Start Data lines

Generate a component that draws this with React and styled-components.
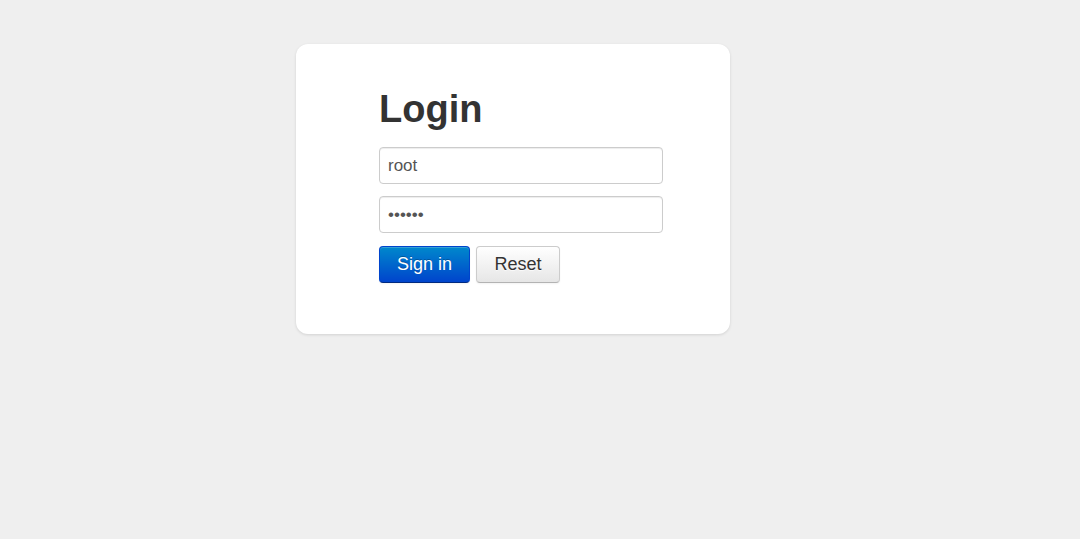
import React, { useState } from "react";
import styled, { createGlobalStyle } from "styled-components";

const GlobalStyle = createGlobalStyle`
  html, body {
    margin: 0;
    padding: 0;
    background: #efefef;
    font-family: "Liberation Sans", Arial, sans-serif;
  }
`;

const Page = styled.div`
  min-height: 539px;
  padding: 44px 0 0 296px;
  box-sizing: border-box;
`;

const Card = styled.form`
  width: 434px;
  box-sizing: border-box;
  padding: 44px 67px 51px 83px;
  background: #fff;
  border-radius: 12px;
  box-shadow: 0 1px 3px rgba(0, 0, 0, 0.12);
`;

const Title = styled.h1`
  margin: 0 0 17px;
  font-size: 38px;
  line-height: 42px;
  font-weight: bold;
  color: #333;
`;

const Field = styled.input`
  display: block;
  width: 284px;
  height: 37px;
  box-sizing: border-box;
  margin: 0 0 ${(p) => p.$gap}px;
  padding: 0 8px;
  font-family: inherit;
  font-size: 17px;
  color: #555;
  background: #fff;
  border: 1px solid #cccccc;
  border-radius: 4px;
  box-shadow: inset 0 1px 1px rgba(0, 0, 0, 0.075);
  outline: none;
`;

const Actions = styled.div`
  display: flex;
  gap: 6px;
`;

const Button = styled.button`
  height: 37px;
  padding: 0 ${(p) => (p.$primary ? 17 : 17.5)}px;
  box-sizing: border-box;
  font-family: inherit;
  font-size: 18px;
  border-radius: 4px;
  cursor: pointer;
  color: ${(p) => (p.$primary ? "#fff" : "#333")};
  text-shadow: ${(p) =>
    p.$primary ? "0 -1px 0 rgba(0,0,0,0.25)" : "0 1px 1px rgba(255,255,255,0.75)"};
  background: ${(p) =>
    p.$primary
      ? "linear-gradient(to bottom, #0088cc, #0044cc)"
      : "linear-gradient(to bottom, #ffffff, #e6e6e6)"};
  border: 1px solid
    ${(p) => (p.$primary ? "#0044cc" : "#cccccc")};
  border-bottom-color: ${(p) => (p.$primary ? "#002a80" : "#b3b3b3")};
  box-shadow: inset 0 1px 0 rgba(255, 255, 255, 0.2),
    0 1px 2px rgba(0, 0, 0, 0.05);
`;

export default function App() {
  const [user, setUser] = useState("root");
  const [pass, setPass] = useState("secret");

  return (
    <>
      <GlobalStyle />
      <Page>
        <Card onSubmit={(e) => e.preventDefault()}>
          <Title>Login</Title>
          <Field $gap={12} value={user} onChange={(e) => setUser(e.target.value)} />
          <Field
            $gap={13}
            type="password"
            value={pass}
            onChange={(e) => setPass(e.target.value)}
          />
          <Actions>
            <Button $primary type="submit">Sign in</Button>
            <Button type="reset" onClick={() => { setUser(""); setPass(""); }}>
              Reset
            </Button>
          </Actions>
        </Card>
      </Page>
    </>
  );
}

End Data lines

» Task prompt:
Which lines above contain "styled"? Show each of them.

» Worked solution:
Generate a component that draws this with React and styled-components.
import styled, { createGlobalStyle } from "styled-components";
const Page = styled.div`
const Card = styled.form`
const Title = styled.h1`
const Field = styled.input`
const Actions = styled.div`
const Button = styled.button`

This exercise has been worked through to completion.